The specific need for adoration always seemed stronger for the local population and bestowed new historic dimensions upon this historic information, turning it into invincible spiritual symbols precisely through its power to address everybody, using a completely accessible language. Especially as teachings, not orders, as advice rather than threats, as protective power for all those who go through difficult moments. This power comes to meet the aspiration of every believer, cultivates his need to work upon himself not under the pressure of forces that became hostile, but with an individual conviction that comes from within, acquired through a profound movement of the soul. It is precisely this power of resurrection that represents the symbolic value of Saint Anne’s Icon from the Bistrita Monastery. A value that is equally religious and laic, which we need so much today.
But such values, with Romanian aura, can also be found among the servants of our traditional faith. One example is the artist Metropolitan Antim Ivireanul, who was beheaded by Ottomans 300 years ago. Metropolitan Antim Ivireanul of Walachia was born in Georgia (Iviria) and he became a great Romanian precisely through the power of fascination of our language. If the maturity of a language is reached through culture, through the shaping of thoughts and sentiments, its consecration also comes from the way it is appropriated by foreigners and used as a superior instrument of creation.
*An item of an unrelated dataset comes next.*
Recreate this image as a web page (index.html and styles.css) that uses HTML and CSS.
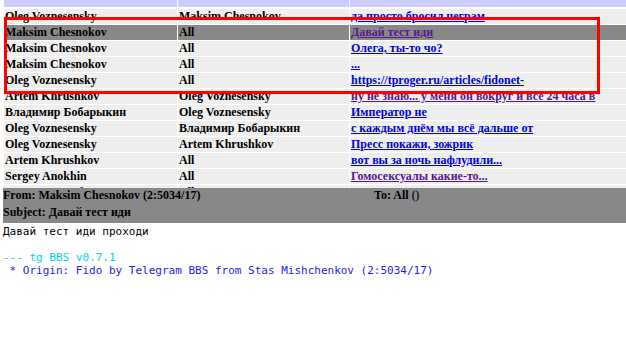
FILE: index.html
```html
<!DOCTYPE html>
<html lang="ru">
<head>
    <meta charset="UTF-8">
    <title>tg BBS</title>
    <link rel="stylesheet" href="styles.css">
</head>
<body>
    <div class="msg-list">
        <table class="msg-table">
            <colgroup>
                <col class="col-from">
                <col class="col-to">
                <col>
            </colgroup>
            <tr class="head-row"><th>From</th><th>To</th><th>Subject</th></tr>
            <tr><td>Oleg Voznesensky</td><td>Maksim Chesnokov</td><td><a href="#">да просто бросил неграм</a></td></tr>
            <tr class="selected"><td>Maksim Chesnokov</td><td>All</td><td><a class="visited" href="#">Давай тест иди</a></td></tr>
            <tr><td>Maksim Chesnokov</td><td>All</td><td><a href="#">Олега, ты-то чо?</a></td></tr>
            <tr><td>Maksim Chesnokov</td><td>All</td><td><a href="#">...</a></td></tr>
            <tr><td>Oleg Voznesensky</td><td>All</td><td><a href="#">https://tproger.ru/articles/fidonet-</a></td></tr>
            <tr><td>Artem Khrushkov</td><td>Oleg Voznesensky</td><td><a class="visited" href="#">ну не знаю... у меня он вокруг и все 24 часа в</a></td></tr>
            <tr><td>Владимир Бобарыкин</td><td>Oleg Voznesensky</td><td><a href="#">Император не</a></td></tr>
            <tr><td>Oleg Voznesensky</td><td>Владимир Бобарыкин</td><td><a href="#">с каждым днём мы всё дальше от</a></td></tr>
            <tr><td>Oleg Voznesensky</td><td>Artem Khrushkov</td><td><a href="#">Пресс покажи, зожрик</a></td></tr>
            <tr><td>Artem Khrushkov</td><td>All</td><td><a href="#">вот вы за ночь нафлудили...</a></td></tr>
            <tr><td>Sergey Anokhin</td><td>All</td><td><a class="visited" href="#">Гомосексуалы какие-то...</a></td></tr>
            <tr><td>Владимир Бобарыкин</td><td>All</td><td><a href="#">...</a></td></tr>
        </table>
        <div class="highlight-box"></div>
    </div>

    <div class="msg-header">
        <div>From: Maksim Chesnokov (2:5034/17)</div>
        <div>To: All <span class="addr">()</span></div>
        <div class="subject">Subject: Давай тест иди</div>
    </div>

    <pre class="msg-body">Давай тест иди проходи

<span class="tearline">--- tg BBS v0.7.1</span>
<span class="origin"> * Origin: Fido by Telegram BBS from Stas Mishchenkov (2:5034/17)</span></pre>
</body>
</html>
```

FILE: styles.css
```css
body {
    margin: 0;
    background-color: #fff;
    font-family: "Liberation Serif", "Times New Roman", serif;
    overflow: hidden;
}
.msg-list {
    position: relative;
    height: 188px;
    overflow: hidden;
    padding-left: 3px;
}
.msg-table {
    table-layout: fixed;
    width: 760px;
    border-collapse: separate;
    border-spacing: 1px;
    margin-top: -24px;
    font-size: 12px;
    font-weight: bold;
}
.col-from {
    width: 173px;
}
.col-to {
    width: 171px;
}
.msg-table td,
.msg-table th {
    height: 15px;
    padding: 0 0 0 1px;
    line-height: 15px;
    background-color: #eee;
    text-align: left;
    white-space: nowrap;
    overflow: hidden;
}
.head-row th {
    height: 30px;
    vertical-align: top;
    background-color: #ccf;
    border-bottom: 1px solid #fff;
}
.msg-table tr.selected td {
    background-color: #888;
}
.msg-table a {
    color: #00e;
}
.msg-table a.visited {
    color: #551a8b;
}
.highlight-box {
    position: absolute;
    left: 4px;
    top: 17px;
    width: 590px;
    height: 71px;
    border: 3px solid #f00;
}
.msg-header {
    display: grid;
    grid-template-columns: 371px 1fr;
    row-gap: 2px;
    margin-left: 3px;
    padding-bottom: 3px;
    background-color: #888;
    font-size: 12px;
    font-weight: bold;
    line-height: 15px;
}
.msg-header .subject {
    grid-column: 1 / 3;
}
.addr {
    color: #123;
}
.msg-body {
    margin: 2px 0 0 3px;
    font-family: "DejaVu Sans Mono", "Liberation Mono", monospace;
    font-size: 11px;
    line-height: 13px;
}
.tearline {
    color: #00d0f0;
}
.origin {
    color: #2222ee;
}
```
With this respect, the Romanian language is proving an unequalled freshness, versatility, precision and – above all – power of suggestion, ever since 5-6 centuries ago, prefiguring through its directions of evolution several defining attributes of what would later become the modern culture of communication.
A brilliant proof with this regard is offered by the grand symphony of ‘Teachings’ (‘Didahii’), a compendium of sermons delivered by Metropolitan Antim Ivireanul before the altar. Never had the church produced such solemn words, of unparalleled majesty of gravities, as the words of the artist Metropolitan. In light of these teachings, the possible critical observations, made in relation to other cultures, become superfluous due to the originality of his writing. It was said, for instance, that Antim Ivireanul lacked “the inner culture and proceedings in the spirit of ancient humanism.” In fact, few are the writers whose works contain so many references to culture. Sometimes compared to Bossuet, a French religious orator, he was reproached not having the grandiose sentiment of human destiny and that his writing does not embody “characters.” But Antim Ivireanul succeeded in offering not only individual characters, but especially the character of an epoch, while the grandiose, pathetic spirit is naturally emphasised and included in the formula of ‘education for everybody,’ which governs all his Teachings. These are enough reasons to render him homage in the Holy Week, now, at three centuries from his death as a martyr of true faith, also the faith in the Romanian Language.
These religious models that synthesize, same as our great modern creators of later centuries, the virtues of the Romanian spirit unveil for us – at the moment of its appearance – the mystery of self-enlightenment that irrupts and unleashes creative powers nobody would have expected to see. The world looks the way it has always been, but in its depths a miracle is performed and the finalities of nature gain a different understanding, apparently the same, but essentially different and the moment, as it is, is placed under the sign of permanent searches and personifications. This, the mystery of eternally chasing a star, I believe is the origin of the Romanian civilisation of wood, without equal in Europe, at least. It is not the abundance of the material, nor the apparent ease of processing it, that imposed wood in the Romanian universe of creation. In permanent competition with stone, but especially with burned clay, for a spirit that rejects patterns, wood had the essential characteristic of always being more than a self-equality.
Marble, ceramic, bronze – closer to our times – allowed the almost perfect imitation of masterpieces, but two or more wooden variants of an image instantly enter the dialogue of a profoundly individualised identity. Nothing is equal or repeats in the flow of time – this first and last lesson of life is taught by wood. Simply and directly, like the split that suggests the infinity along a single nervure, or like the polymorphous inlay that heralds unknown creations of nature that will rule the future. This is why, in our country, the art of wood was raised to quasi-religious heights precisely through its power of summing up an imagination that rejects patterns and by defying the sin of believing that time can be stopped in place. In the Romanian civilisation of wood, the aspiration for eternity is achieved, first, by adhering to what is alive and, although perishing, is reborn from itself.
And precisely because the being carved by the woodworker was, like its human equivalent, threatened by fire and water, subject to the force of nature, it thus acquired surprising similarities and continuities of human destiny. In my adolescence, I met woodworkers who chose certain oaks from the edge of the forest as being destined to become the pillars supporting the roof of a house, the swape of a fountain which guards the horizon, or the imperial doors of a church altar. Such oaks were kept under observation for years. On certain occasions, like the Holy Week, the Resurrection, the Ascension, woodworkers used to go and see them like in a pilgrimage, guessing their characteristics from the intertwining of their branches and the lisp of their leaves, seeing the mysterious faces of the future. This is how I see our woodworkers even today, as the first initiates in the mysteries of nature.